Wednesday 21 January 2015

The Artist and The Prime Minister

     The Artist and The Prime Minister
    


          He was a painter whose distorted figures and faces of people he painted gave new meaning to the words 'mindlessness or 'airhead'. She was a no-nonsense prime minister who gutted one social program after another. Yet in one way they were very similar.
    Britain's Margaret Thatcher was prime minister when she found out that the visual artist Francis Bacon was going to have an exhibition of his works in Moscow.
     The very politically conservative Thatcher was astounded. "Not that dreadful man who paints those horrible pictures," she exclaimed. Now most people who read about Bacon or Thatcher would assume that they have nothing in common, except that both of them lived in Britain and for a while at the same time. Yet one thing did unite them and that was their politics.
      Thatcher was the most conservative prime minister that Britain had since the 1930's. But Bacon was a right-winger too.
     Thatcher was the daughter of a shopkeeper and a conventional house wife. She went to Cambridge University and became a trained chemist there in the 1940's. She married a wealthy businessman Dennis Thatcher and they had two children. One of them, their son Mark got into the public eye when he was mentioned by the media who claimed he  tried to cut a business deal selling armaments.
    Thatcher's politics first showed up in the 1970's when she became a cabinet minister in Edward Heath's government in the 1970's. "We called her 'Thatcher the Milk Snatcher'', a British man told me. "she tried to cut the milk ration to schoolchildren."
    Once Thatcher became Prime Minister in 1979 she slashed one social program after another. She abolished progressive city councils including the London City Council.In the mid-1980's she took on the coal miners who had helped bring down Ted Heath's government a decade before.

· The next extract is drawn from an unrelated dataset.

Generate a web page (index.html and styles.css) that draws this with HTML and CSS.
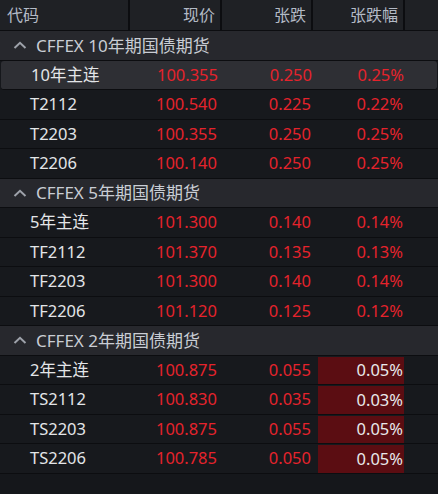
FILE: index.html
```html
<!DOCTYPE html>
<html lang="zh">
<head>
<meta charset="utf-8">
<link rel="stylesheet" href="styles.css">
</head>
<body>
<div class="board">
  <div class="head">
    <div class="hc name">代码</div>
    <div class="hc num">现价</div>
    <div class="hc num">张跌</div>
    <div class="hc num">张跌幅</div>
    <div class="hc"></div>
  </div>

  <div class="group"><svg class="chev" width="14" height="8" viewBox="0 0 14 8"><polyline points="1.5,7 7,1.8 12.5,7" fill="none" stroke="#9ea2aa" stroke-width="2"/></svg><span>CFFEX 10年期国债期货</span></div>
  <div class="row sel"><div class="c name">10年主连</div><div class="c price">100.355</div><div class="c chg">0.250</div><div class="c pct"><span class="pv">0.25%</span></div></div>
  <div class="row"><div class="c name">T2112</div><div class="c price">100.540</div><div class="c chg">0.225</div><div class="c pct"><span class="pv">0.22%</span></div></div>
  <div class="row"><div class="c name">T2203</div><div class="c price">100.355</div><div class="c chg">0.250</div><div class="c pct"><span class="pv">0.25%</span></div></div>
  <div class="row"><div class="c name">T2206</div><div class="c price">100.140</div><div class="c chg">0.250</div><div class="c pct"><span class="pv">0.25%</span></div></div>

  <div class="group"><svg class="chev" width="14" height="8" viewBox="0 0 14 8"><polyline points="1.5,7 7,1.8 12.5,7" fill="none" stroke="#9ea2aa" stroke-width="2"/></svg><span>CFFEX 5年期国债期货</span></div>
  <div class="row"><div class="c name">5年主连</div><div class="c price">101.300</div><div class="c chg">0.140</div><div class="c pct"><span class="pv">0.14%</span></div></div>
  <div class="row"><div class="c name">TF2112</div><div class="c price">101.370</div><div class="c chg">0.135</div><div class="c pct"><span class="pv">0.13%</span></div></div>
  <div class="row"><div class="c name">TF2203</div><div class="c price">101.300</div><div class="c chg">0.140</div><div class="c pct"><span class="pv">0.14%</span></div></div>
  <div class="row"><div class="c name">TF2206</div><div class="c price">101.120</div><div class="c chg">0.125</div><div class="c pct"><span class="pv">0.12%</span></div></div>

  <div class="group"><svg class="chev" width="14" height="8" viewBox="0 0 14 8"><polyline points="1.5,7 7,1.8 12.5,7" fill="none" stroke="#9ea2aa" stroke-width="2"/></svg><span>CFFEX 2年期国债期货</span></div>
  <div class="row"><div class="c name">2年主连</div><div class="c price">100.875</div><div class="c chg">0.055</div><div class="c pct hot"><span class="pv">0.05%</span></div></div>
  <div class="row"><div class="c name">TS2112</div><div class="c price">100.830</div><div class="c chg">0.035</div><div class="c pct hot"><span class="pv">0.03%</span></div></div>
  <div class="row"><div class="c name">TS2203</div><div class="c price">100.875</div><div class="c chg">0.055</div><div class="c pct hot"><span class="pv">0.05%</span></div></div>
  <div class="row"><div class="c name">TS2206</div><div class="c price">100.785</div><div class="c chg">0.050</div><div class="c pct hot"><span class="pv">0.05%</span></div></div>
</div>
</body>
</html>
```

FILE: styles.css
```css
html, body {
  margin: 0;
  padding: 0;
  background: #15171b;
}
body {
  width: 438px;
  height: 494px;
  overflow: hidden;
  font-family: "Noto Sans", "Noto Sans CJK SC", sans-serif;
  font-size: 16.5px;
}
.board {
  display: flex;
  flex-direction: column;
}
.head {
  display: grid;
  grid-template-columns: 130px 92px 91px 92px 33px;
  height: 31px;
  background: #0c0d10;
  box-sizing: border-box;
  border-bottom: 1px solid #0c0d10;
  font-size: 16px;
}
.hc {
  background: #1f2125;
  color: #b3bac5;
  display: flex;
  align-items: center;
  line-height: 1;
  border-right: 2px solid #0c0d10;
}
.hc:last-child { border-right: none; }
.hc.name { padding-left: 7px; }
.hc.num { justify-content: flex-end; padding-right: 5px; }

.group {
  height: 29.5px;
  box-sizing: border-box;
  background: #27282d;
  border-bottom: 1px solid #0c0d10;
  display: flex;
  align-items: center;
  color: #c9cdd4;
  line-height: 1;
  font-size: 17px;
}
.chev { margin-left: 13px; margin-right: 9px; }

.row {
  height: 29.5px;
  box-sizing: border-box;
  display: grid;
  grid-template-columns: 130px 92px 91px 92px 33px;
  border-bottom: 1px solid #0c0d10;
  background: #17191d;
  line-height: 1;
}
.row.sel {
  background: #2e2f34;
  border-radius: 3px;
  margin: 0 1px;
}
.c {
  display: flex;
  align-items: center;
}
.c.name { padding-left: 30px; color: #e3e5e8; }
.c.price { justify-content: flex-end; padding-right: 5px; color: #e5232c; }
.c.chg { justify-content: flex-end; padding-right: 2px; color: #e5232c; }
.c.pct { justify-content: flex-end; padding-right: 2px; color: #e5232c; }
.c.pct.hot {
  padding: 1px 1px 0 5px;
  align-items: stretch;
}
.c.pct.hot .pv {
  flex: 1;
  background: #5b0d12;
  color: #e8e8ea;
  display: flex;
  align-items: center;
  justify-content: flex-end;
  padding-right: 1px;
}
```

    Using the police, propaganda and her total belief in her own rightness, she crushed the miners when they went out on strike. She also waged war on Argentina in the early 1980's, when the even more right wing government of Argentina's General Viola seized the British-owned Falkland or Malvinas Islands in the south Atlantic Ocean.

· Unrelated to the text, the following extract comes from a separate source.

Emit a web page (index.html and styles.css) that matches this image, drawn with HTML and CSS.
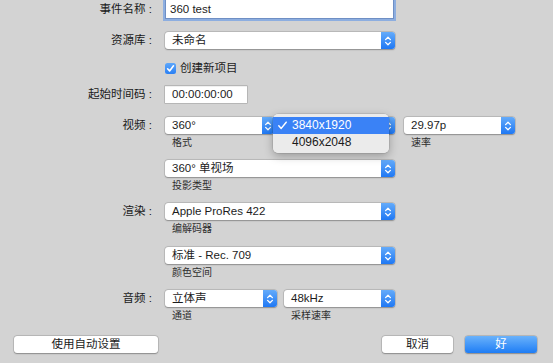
FILE: index.html
```html
<!DOCTYPE html>
<html lang="zh">
<head>
<meta charset="utf-8">
<link rel="stylesheet" href="styles.css">
</head>
<body>
<div class="dialog">
  <div class="row r-name">
    <span class="lbl">事件名称 :</span>
    <div class="field focus w229">360 test</div>
  </div>
  <div class="row r-lib">
    <span class="lbl">资源库 :</span>
    <div class="select w230"><span class="val">未命名</span><span class="step"><svg width="8" height="12" viewBox="0 0 8 12"><path d="M1.6 4.6 L4 2.2 L6.4 4.6 M1.6 7.4 L4 9.8 L6.4 7.4" fill="none" stroke="#fff" stroke-width="1.3" stroke-linecap="round" stroke-linejoin="round"/></svg></span></div>
  </div>
  <div class="row r-check">
    <span class="lbl"></span>
    <div class="check"><span class="box"><svg width="11" height="11" viewBox="0 0 11 11"><path d="M2.6 5.8 L4.6 7.9 L8.5 2.8" fill="none" stroke="#fff" stroke-width="1.6" stroke-linecap="round" stroke-linejoin="round"/></svg></span><span>创建新项目</span></div>
  </div>
  <div class="row r-tc">
    <span class="lbl">起始时间码 :</span>
    <div class="field tc">00:00:00:00</div>
  </div>

  <div class="row group first">
    <span class="lbl">视频 :</span>
    <div class="multi">
      <div class="col w109">
        <div class="select"><span class="val">360°</span><span class="step narrow"><svg width="8" height="12" viewBox="0 0 8 12"><path d="M1.6 4.6 L4 2.2 L6.4 4.6 M1.6 7.4 L4 9.8 L6.4 7.4" fill="none" stroke="#fff" stroke-width="1.3" stroke-linecap="round" stroke-linejoin="round"/></svg></span></div>
        <div class="cap">格式</div>
      </div>
      <div class="col w111 gap10 host">
        <div class="select"><span class="step"><svg width="8" height="12" viewBox="0 0 8 12"><path d="M1.6 4.6 L4 2.2 L6.4 4.6 M1.6 7.4 L4 9.8 L6.4 7.4" fill="none" stroke="#fff" stroke-width="1.3" stroke-linecap="round" stroke-linejoin="round"/></svg></span></div>
        <div class="menu">
          <div class="item sel"><svg class="tick" width="11" height="11" viewBox="0 0 11 11"><path d="M1.8 5.8 L4.2 8.4 L9.2 2.2" fill="none" stroke="#fff" stroke-width="1.5" stroke-linecap="round" stroke-linejoin="round"/></svg>3840x1920</div>
          <div class="item">4096x2048</div>
        </div>
      </div>
      <div class="col w111 gap9">
        <div class="select"><span class="val">29.97p</span><span class="step"><svg width="8" height="12" viewBox="0 0 8 12"><path d="M1.6 4.6 L4 2.2 L6.4 4.6 M1.6 7.4 L4 9.8 L6.4 7.4" fill="none" stroke="#fff" stroke-width="1.3" stroke-linecap="round" stroke-linejoin="round"/></svg></span></div>
        <div class="cap">速率</div>
      </div>
    </div>
  </div>

  <div class="row group">
    <span class="lbl"></span>
    <div class="col w230">
      <div class="select"><span class="val">360° 单视场</span><span class="step"><svg width="8" height="12" viewBox="0 0 8 12"><path d="M1.6 4.6 L4 2.2 L6.4 4.6 M1.6 7.4 L4 9.8 L6.4 7.4" fill="none" stroke="#fff" stroke-width="1.3" stroke-linecap="round" stroke-linejoin="round"/></svg></span></div>
      <div class="cap">投影类型</div>
    </div>
  </div>

  <div class="row group">
    <span class="lbl">渲染 :</span>
    <div class="col w230">
      <div class="select"><span class="val">Apple ProRes 422</span><span class="step"><svg width="8" height="12" viewBox="0 0 8 12"><path d="M1.6 4.6 L4 2.2 L6.4 4.6 M1.6 7.4 L4 9.8 L6.4 7.4" fill="none" stroke="#fff" stroke-width="1.3" stroke-linecap="round" stroke-linejoin="round"/></svg></span></div>
      <div class="cap">编解码器</div>
    </div>
  </div>

  <div class="row group plus1">
    <span class="lbl"></span>
    <div class="col w230">
      <div class="select"><span class="val">标准 - Rec. 709</span><span class="step"><svg width="8" height="12" viewBox="0 0 8 12"><path d="M1.6 4.6 L4 2.2 L6.4 4.6 M1.6 7.4 L4 9.8 L6.4 7.4" fill="none" stroke="#fff" stroke-width="1.3" stroke-linecap="round" stroke-linejoin="round"/></svg></span></div>
      <div class="cap">颜色空间</div>
    </div>
  </div>

  <div class="row group">
    <span class="lbl">音频 :</span>
    <div class="multi">
      <div class="col w112">
        <div class="select"><span class="val">立体声</span><span class="step"><svg width="8" height="12" viewBox="0 0 8 12"><path d="M1.6 4.6 L4 2.2 L6.4 4.6 M1.6 7.4 L4 9.8 L6.4 7.4" fill="none" stroke="#fff" stroke-width="1.3" stroke-linecap="round" stroke-linejoin="round"/></svg></span></div>
        <div class="cap">通道</div>
      </div>
      <div class="col w111 gap7">
        <div class="select"><span class="val">48kHz</span><span class="step"><svg width="8" height="12" viewBox="0 0 8 12"><path d="M1.6 4.6 L4 2.2 L6.4 4.6 M1.6 7.4 L4 9.8 L6.4 7.4" fill="none" stroke="#fff" stroke-width="1.3" stroke-linecap="round" stroke-linejoin="round"/></svg></span></div>
        <div class="cap">采样速率</div>
      </div>
    </div>
  </div>

  <div class="buttons">
    <div class="btn auto">使用自动设置</div>
    <div class="spacer"></div>
    <div class="btn cancel">取消</div>
    <div class="btn ok">好</div>
  </div>
</div>
</body>
</html>
```

FILE: styles.css
```css
html, body {
  margin: 0;
  padding: 0;
  background: #d3d3d3;
  overflow: hidden;
}
body {
  width: 553px;
  height: 363px;
  font-family: "Liberation Sans", "Noto Sans CJK SC", sans-serif;
  font-size: 11.5px;
  color: #1c1c1c;
}
.dialog {
  display: flex;
  flex-direction: column;
}
.row {
  display: grid;
  grid-template-columns: 152px auto;
  column-gap: 13px;
  align-items: start;
}
.lbl {
  text-align: right;
  line-height: 17px;
  white-space: nowrap;
  color: #1a1a1a;
}
.r-name { margin-top: -3px; height: 22px; }
.r-name .lbl { line-height: 20px; padding-top: 2px; }
.r-lib { margin-top: 13px; }
.r-check { margin-top: 11px; }
.r-tc { margin-top: 10px; }
.group { margin-top: 0; }
.group.first { margin-top: 14px; }
.group.plus1 { margin-top: 1px; }

.w229 { width: 229px; }
.w230 { width: 230px; }
.w109 { width: 109px; }
.w111 { width: 111px; }
.w112 { width: 112px; }
.gap10 { margin-left: 10px; }
.gap9 { margin-left: 9px; }
.gap7 { margin-left: 7px; }

.field {
  box-sizing: border-box;
  background: #fff;
  height: 17px;
  line-height: 17px;
  padding-left: 7px;
  box-shadow: 0 0 0 0.5px rgba(0, 0, 0, 0.28), inset 0 1px 0 rgba(0, 0, 0, 0.06);
  white-space: nowrap;
}
.field.focus {
  height: 22px;
  line-height: 23px;
  padding-left: 4px;
  border: 1px solid #6f8fc4;
  box-shadow: 0 0 0 2px #8daee0;
}
.field.tc {
  width: 82px;
}

.select {
  position: relative;
  box-sizing: border-box;
  height: 17px;
  background: #fff;
  border-radius: 3px;
  padding-left: 7px;
  line-height: 17px;
  white-space: nowrap;
  box-shadow: 0 0 0 0.5px rgba(0, 0, 0, 0.16), 0 0.5px 1.5px rgba(0, 0, 0, 0.28);
}
.step {
  position: absolute;
  top: 0;
  right: 0;
  bottom: 0;
  width: 14px;
  border-radius: 0 3px 3px 0;
  background: linear-gradient(#64abfa, #1f78f4);
  display: flex;
  align-items: center;
  justify-content: center;
}
.step.narrow { width: 12px; }

.multi {
  display: flex;
  align-items: flex-start;
}
.col {
  display: flex;
  flex-direction: column;
}
.cap {
  box-sizing: border-box;
  height: 26px;
  padding: 3px 0 0 7px;
  font-size: 10px;
  line-height: 12px;
  color: #2e2e2e;
}

.check {
  display: flex;
  align-items: center;
  height: 16px;
  gap: 4px;
  line-height: 16px;
}
.box {
  width: 11px;
  height: 11px;
  border-radius: 2.5px;
  background: linear-gradient(#5ea7fa, #2a80f5);
  display: flex;
}

.host { position: relative; }
.menu {
  position: absolute;
  left: -11px;
  top: -3px;
  width: 116px;
  box-sizing: border-box;
  padding: 3px 0 2px;
  background: rgba(236, 236, 236, 0.98);
  border-radius: 5px;
  box-shadow: 0 3px 10px rgba(0, 0, 0, 0.28), 0 0 0 0.5px rgba(0, 0, 0, 0.15);
  z-index: 5;
}
.item {
  position: relative;
  height: 17px;
  line-height: 17px;
  padding-left: 19px;
  font-size: 12px;
  color: #1a1a1a;
}
.item.sel {
  background: #3a82f6;
  color: #fff;
}
.tick {
  position: absolute;
  left: 4px;
  top: 3px;
}

.buttons {
  display: flex;
  margin-top: 3px;
  padding: 0 16px 0 14px;
  gap: 12px;
}
.spacer { flex: 1; }
.btn {
  height: 17px;
  line-height: 17px;
  text-align: center;
  background: #fff;
  border-radius: 3px;
  box-shadow: 0 0 0 0.5px rgba(0, 0, 0, 0.18), 0 0.5px 1.5px rgba(0, 0, 0, 0.28);
  color: #1a1a1a;
}
.btn.auto { width: 144px; }
.btn.cancel { width: 71px; }
.btn.ok {
  width: 72px;
  color: #fff;
  background: linear-gradient(#6ab2fb, #1e7df5);
}
```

     The British took some heavy casualties. Yet in the end they won. This war cemented Thatcher's power. "There is no alternative," she said when people complained about her policies.
     Francis Bacon might have said the same. He was born into the Anglo-Irish aristocracy in 1909. His father was a horse trainer and a brutal man. He had Francis whipped when he found out that Francis was gay. Francis Bacon may have been a descendant of the 17th century philosopher of the same name.
    Yet Francis despite or because of his father's brutality, was attracted to his father who gave him a taste for whipping when he grew up.
     In the 1930's Bacon went  to Paris and Berlin and saw some of Picasso's paintings. He went back to Britain  and designed furniture and painted pictures which were influenced by Picasso's works. Bacon lived most of the time in London. In 1945 his painting 'Thee Studies for Figures At the Base of a Crucifixion' showed three long necks and shrunken heads coming out of bags.
  This painting established Bacon as one of the upcoming talents. He went on to paint screaming popes, crucifixions, men making love to each other, and portraits of his friends and male lovers. The figures in his paintings usually had twisted limbs and distorted faces. By the 1960's, Bacon became Britain's most famous painter.
     "Bacon's world," writes art critic Lawrence Gowing, "was centred on the human head." Many of bacon's paintings said Gowing, "show the abjrct physical reality, the unutterable misery of the knob that terminates the human being."
   Bacon, says his friend and biographer Michael Poppiatt wanted to capture man's instinct. For Bacon, says Poppiatt zeroed in on man's animality.
     Bacon made oodles of money and spent lots of it in drinking, gambling and eating expensive meals in fine restaurants. He bought a number of houses for himself and his lovers. Yet in London he lived in a very small house where his chaotic studio was.
    Bacon's politics matched Thatcher's to a t. Though she would have loathed his frantic Bohemian life style. Bacon had no time for progressive policies like universal medicare, social housing and decent pensions.
    One of his neighbours at Bacon's country home was newspaper editor Peregrine Worsthorne. Sir Peregrine was surpried by Bacon's right wing views. Bacon was a reactionary, Worsthorne said who "was an ardent supporter of the Vietnam War."
     Bacon rejected all official honours that came from the British government. Still he was a hard core right winger who believed that life was a dog-eat-dog struggle for existence.
    "Politics make strange bedfellows," the old saying goes. Margaret Thatcher and francis bacon never hung out together yet they would have found much to agree on. Bacon died in Spain in 1991 at the age of 81. Thatcher passed away in the 21st century.
    Both of them achieved success in their careers. Famous in their lifetimes they are both remembered to-day.